At the Chicago Combine earlier this month, Gaines (a 5-foot-11 sophomore wide receiver from Detroit's Crockett Vocational Tech) proved that his speed is starting to come back. While he struggled running the 40-yard dash (5.18), Gaines performed well in the short shuttle (4.43), the three-cone (7.47) and the broad jump (8-3).

"I had 11 touchdowns on 50 receptions. Defensive wise, I had eight picks," Gaines said of his sophomore year. "My ball skills are good. I am pretty quick to the ball on my cuts and my slants, especially on my outs and corners. When the ball is in the air, I can spot it real well and go up and get it."
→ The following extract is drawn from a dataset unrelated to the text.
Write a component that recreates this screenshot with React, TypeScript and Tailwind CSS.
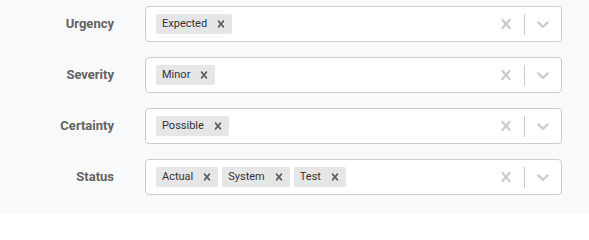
import React from "react";

const rows: { label: string; values: string[] }[] = [
  { label: "Urgency", values: ["Expected"] },
  { label: "Severity", values: ["Minor"] },
  { label: "Certainty", values: ["Possible"] },
  { label: "Status", values: ["Actual", "System", "Test"] },
];

const CrossPath =
  "M14.348 14.849c-0.469 0.469-1.229 0.469-1.697 0l-2.651-3.030-2.651 3.029c-0.469 0.469-1.229 0.469-1.697 0-0.469-0.469-0.469-1.229 0-1.697l2.758-3.15-2.759-3.152c-0.469-0.469-0.469-1.228 0-1.697s1.228-0.469 1.697 0l2.652 3.031 2.651-3.031c0.469-0.469 1.228-0.469 1.697 0s0.469 1.229 0 1.697l-2.758 3.152 2.758 3.15c0.469 0.469 0.469 1.229 0 1.698z";
const ChevronPath =
  "M4.516 7.548c0.436-0.446 1.043-0.481 1.576 0l3.908 3.747 3.908-3.747c0.533-0.481 1.141-0.446 1.574 0 0.436 0.445 0.408 1.197 0 1.615-0.406 0.418-4.695 4.502-4.695 4.502-0.217 0.223-0.502 0.335-0.787 0.335s-0.57-0.112-0.789-0.335c0 0-4.287-4.084-4.695-4.502s-0.436-1.17 0-1.615z";

function Chip({ text }: { text: string }) {
  return (
    <div className="flex items-center bg-[#e6e6e6] rounded-[2px] m-[2px] h-[20px]">
      <span className="pl-[6px] pr-[3px] text-[11px] leading-[14px] text-[#333333]">{text}</span>
      <span className="flex items-center px-[4px] h-full text-[#5a5a5a]">
        <svg width="14" height="14" viewBox="0 0 20 20" fill="currentColor">
          <path d={CrossPath} />
        </svg>
      </span>
    </div>
  );
}

export default function App() {
  return (
    <div
      className="w-[589px] h-[213px] bg-[#f8f9fa] pt-[6px] flex flex-col gap-[15px]"
      style={{ fontFamily: "Roboto, 'Liberation Sans', sans-serif" }}
    >
      {rows.map((r) => (
        <div key={r.label} className="flex items-center">
          <div className="w-[114px] text-right text-[13px] font-bold text-[#636363]">{r.label}</div>
          <div className="ml-[31px] w-[417px] h-[36px] bg-white border border-[#cccccc] rounded-[4px] flex items-center">
            <div className="flex-1 flex items-center px-[8px]">
              {r.values.map((v) => (
                <Chip key={v} text={v} />
              ))}
            </div>
            <div className="flex items-center h-full">
              <div className="p-[8px] text-[#cccccc]">
                <svg width="20" height="20" viewBox="0 0 20 20" fill="currentColor">
                  <path d={CrossPath} />
                </svg>
              </div>
              <div className="w-px h-[21px] bg-[#cccccc]" />
              <div className="p-[8px] text-[#cccccc]">
                <svg width="20" height="20" viewBox="0 0 20 20" fill="currentColor">
                  <path d={ChevronPath} />
                </svg>
              </div>
            </div>
          </div>
        </div>
      ))}
    </div>
  );
}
Gaines isn't the fastest kid on the field, but knows what he needs to do in order to make a play on the football, using a variety of moves to consistently get open during one-on-one drills by using his solid vision to make plays on the ball and catch virtually every pass that is thrown his way.

That skill, according to Gaines, comes from his time as a baseball player playing shortstop.

"Playing shortstop, the ball always comes your way, so you've got to have a quick reaction and good hand-eye coordination skills," he said. "It comes in real handy a lot playing football."

Although wanting to play baseball his whole life, Gaines' mother wanted him to be more active and stay off the streets of Detroit. So after baseball, Gaines would go play football and eventually, made the transition

"Yes, it was a good move," he said. "I get to play football and get a good education."

Although recruiting interest has been marginal for the soon-to-be junior, Gaines has his eyes set on schools in the Big Ten, particularly Michigan State.

When he was young, Gaines became a Spartan fan because of receiver Charles Rogers and his brother. Watching the Spartans growing up, Gaines got a chance to meet Rogers when he was young and the former second-overall NFL draft pick by Detroit was one of the big reasons Gaines wanted to be a receiver when he grew up.

Another one of Gaines' role models was his brother, who was a 2004 graduate of Michigan State and is now working in communications at a job in California.

"My brother is one of my biggest role models," Gaines said. "He was a great influence on me growing up, like a father to me."

With his verbal commitment a long way away, Gaines' goals are simple heading into his junior year – make an impact on the field and play well enough to get the opportunity for a solid college education.

"The automatic goal is to be first team all-state, go to the All-American game and make my momma proud," Gaines said. "I want to get out of Detroit, get a good education and go play football. It would be nice to stay in state, but if another school offers me with a good education, I'll take that."